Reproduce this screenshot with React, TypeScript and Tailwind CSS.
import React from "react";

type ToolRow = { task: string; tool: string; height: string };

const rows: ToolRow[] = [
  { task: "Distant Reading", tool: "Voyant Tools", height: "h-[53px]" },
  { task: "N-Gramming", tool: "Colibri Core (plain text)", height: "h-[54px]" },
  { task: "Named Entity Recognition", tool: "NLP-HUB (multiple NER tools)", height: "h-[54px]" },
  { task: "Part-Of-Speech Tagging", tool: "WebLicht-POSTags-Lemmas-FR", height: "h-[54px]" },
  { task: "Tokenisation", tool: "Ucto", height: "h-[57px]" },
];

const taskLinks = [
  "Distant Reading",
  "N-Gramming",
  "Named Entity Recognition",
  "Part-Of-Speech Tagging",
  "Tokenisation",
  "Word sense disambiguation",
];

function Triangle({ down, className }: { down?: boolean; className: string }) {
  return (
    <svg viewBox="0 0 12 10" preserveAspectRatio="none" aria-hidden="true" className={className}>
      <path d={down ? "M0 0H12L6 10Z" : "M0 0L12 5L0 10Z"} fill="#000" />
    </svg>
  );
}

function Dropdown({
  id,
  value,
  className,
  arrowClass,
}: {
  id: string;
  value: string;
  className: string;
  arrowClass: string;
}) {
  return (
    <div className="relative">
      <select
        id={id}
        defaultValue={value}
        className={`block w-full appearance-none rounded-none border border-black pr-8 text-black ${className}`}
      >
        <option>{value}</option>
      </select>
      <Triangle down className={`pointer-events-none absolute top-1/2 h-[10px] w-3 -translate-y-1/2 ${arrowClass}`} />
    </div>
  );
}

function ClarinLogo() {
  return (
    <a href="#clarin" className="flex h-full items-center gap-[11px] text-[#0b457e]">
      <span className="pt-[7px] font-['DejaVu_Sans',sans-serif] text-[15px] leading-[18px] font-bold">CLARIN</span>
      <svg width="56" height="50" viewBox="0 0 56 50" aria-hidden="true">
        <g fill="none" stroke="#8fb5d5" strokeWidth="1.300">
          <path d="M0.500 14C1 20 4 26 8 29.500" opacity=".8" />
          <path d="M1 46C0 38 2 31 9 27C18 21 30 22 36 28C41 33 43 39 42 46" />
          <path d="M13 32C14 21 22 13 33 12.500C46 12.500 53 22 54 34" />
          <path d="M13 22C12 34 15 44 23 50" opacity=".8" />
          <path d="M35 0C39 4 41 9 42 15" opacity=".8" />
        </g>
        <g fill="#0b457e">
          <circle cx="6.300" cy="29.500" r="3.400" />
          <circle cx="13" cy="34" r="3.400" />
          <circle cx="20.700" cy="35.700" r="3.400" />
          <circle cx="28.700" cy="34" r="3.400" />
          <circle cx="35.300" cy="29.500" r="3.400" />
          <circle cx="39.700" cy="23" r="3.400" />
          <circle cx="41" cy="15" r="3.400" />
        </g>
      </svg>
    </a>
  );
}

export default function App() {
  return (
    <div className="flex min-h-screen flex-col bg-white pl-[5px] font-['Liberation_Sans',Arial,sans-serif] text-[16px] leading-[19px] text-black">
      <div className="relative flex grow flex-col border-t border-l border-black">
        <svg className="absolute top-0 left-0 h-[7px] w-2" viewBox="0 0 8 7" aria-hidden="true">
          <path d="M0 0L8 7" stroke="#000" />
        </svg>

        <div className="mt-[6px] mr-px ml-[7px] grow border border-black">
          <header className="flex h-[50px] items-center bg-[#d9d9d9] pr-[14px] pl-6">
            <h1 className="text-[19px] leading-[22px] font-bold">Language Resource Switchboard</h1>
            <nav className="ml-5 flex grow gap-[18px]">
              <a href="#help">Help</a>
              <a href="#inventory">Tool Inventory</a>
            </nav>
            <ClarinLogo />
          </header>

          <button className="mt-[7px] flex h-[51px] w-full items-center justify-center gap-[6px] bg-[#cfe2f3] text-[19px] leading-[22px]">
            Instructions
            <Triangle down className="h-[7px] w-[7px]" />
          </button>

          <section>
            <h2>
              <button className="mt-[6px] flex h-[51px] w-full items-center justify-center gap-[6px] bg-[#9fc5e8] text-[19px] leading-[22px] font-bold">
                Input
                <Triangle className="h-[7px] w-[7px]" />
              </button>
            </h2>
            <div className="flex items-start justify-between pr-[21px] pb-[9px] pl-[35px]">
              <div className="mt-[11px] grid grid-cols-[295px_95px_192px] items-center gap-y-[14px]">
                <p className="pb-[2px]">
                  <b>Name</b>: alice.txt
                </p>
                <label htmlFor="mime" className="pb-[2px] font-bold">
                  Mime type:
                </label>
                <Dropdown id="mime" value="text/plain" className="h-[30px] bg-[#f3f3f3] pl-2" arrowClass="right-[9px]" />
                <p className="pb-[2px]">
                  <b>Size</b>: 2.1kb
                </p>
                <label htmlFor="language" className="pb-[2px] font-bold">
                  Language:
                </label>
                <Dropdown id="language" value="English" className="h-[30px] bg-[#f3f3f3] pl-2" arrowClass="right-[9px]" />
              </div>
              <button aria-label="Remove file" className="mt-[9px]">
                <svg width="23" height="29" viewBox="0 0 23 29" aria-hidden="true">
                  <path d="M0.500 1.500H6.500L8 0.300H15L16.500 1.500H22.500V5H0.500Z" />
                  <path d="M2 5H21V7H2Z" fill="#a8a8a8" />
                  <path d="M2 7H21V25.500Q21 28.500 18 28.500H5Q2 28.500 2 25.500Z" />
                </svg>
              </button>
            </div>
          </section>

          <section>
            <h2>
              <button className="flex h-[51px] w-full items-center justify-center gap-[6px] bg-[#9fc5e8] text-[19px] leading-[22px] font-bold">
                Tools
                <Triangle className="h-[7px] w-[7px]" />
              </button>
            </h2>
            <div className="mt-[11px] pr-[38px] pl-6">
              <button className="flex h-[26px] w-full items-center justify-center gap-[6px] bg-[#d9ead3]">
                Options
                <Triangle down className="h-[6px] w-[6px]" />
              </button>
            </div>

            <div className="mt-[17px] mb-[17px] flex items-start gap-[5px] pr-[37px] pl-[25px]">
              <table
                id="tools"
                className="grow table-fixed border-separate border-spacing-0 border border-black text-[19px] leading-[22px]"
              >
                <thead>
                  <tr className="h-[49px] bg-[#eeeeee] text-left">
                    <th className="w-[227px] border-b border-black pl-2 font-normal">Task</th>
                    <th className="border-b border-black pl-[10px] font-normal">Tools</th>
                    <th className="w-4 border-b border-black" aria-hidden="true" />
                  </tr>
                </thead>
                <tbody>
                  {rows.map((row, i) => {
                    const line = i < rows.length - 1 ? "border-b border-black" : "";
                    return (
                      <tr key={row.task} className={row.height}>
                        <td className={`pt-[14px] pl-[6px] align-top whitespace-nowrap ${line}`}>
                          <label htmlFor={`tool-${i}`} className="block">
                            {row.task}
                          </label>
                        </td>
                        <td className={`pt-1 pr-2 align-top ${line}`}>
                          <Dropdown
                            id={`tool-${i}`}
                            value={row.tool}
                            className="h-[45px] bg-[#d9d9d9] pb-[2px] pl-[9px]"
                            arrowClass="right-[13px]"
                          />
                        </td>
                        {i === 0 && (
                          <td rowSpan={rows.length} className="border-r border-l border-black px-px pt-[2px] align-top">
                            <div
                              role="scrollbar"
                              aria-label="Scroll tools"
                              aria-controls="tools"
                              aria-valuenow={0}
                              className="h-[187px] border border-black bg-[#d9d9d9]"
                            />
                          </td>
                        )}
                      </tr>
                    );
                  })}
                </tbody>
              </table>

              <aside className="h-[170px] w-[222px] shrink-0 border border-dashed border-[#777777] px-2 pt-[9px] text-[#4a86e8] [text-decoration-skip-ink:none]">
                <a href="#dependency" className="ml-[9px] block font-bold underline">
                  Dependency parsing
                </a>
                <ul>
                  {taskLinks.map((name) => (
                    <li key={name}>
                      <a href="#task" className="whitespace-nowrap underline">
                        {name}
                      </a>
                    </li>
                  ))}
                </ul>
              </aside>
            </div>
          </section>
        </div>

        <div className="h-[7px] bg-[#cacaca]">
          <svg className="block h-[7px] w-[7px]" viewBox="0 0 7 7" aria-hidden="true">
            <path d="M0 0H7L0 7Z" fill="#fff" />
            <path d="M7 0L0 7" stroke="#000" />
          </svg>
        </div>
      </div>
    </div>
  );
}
==
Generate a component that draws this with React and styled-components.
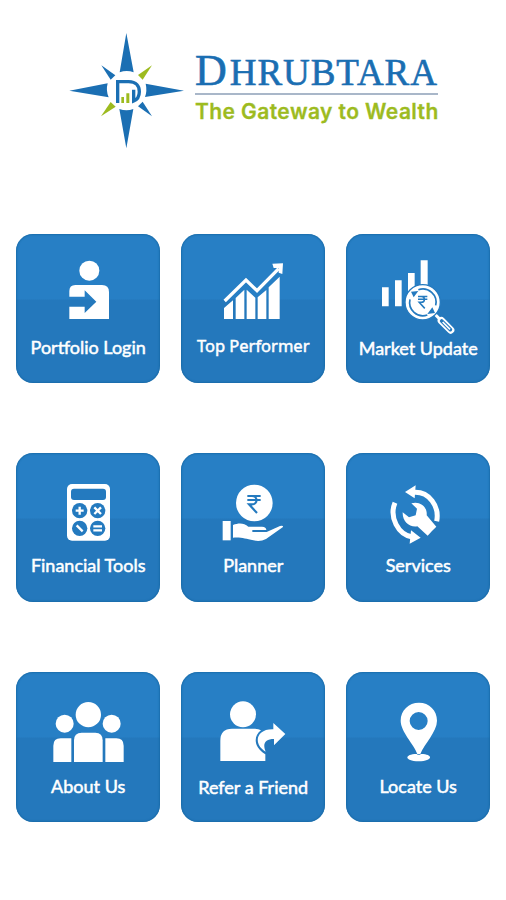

▸ Exercise
Identify each line containing the string "this" and copy it out.

▸ The response
Reproduce this screenshot with React, TypeScript and Tailwind CSS.
Generate a component that draws this with React and styled-components.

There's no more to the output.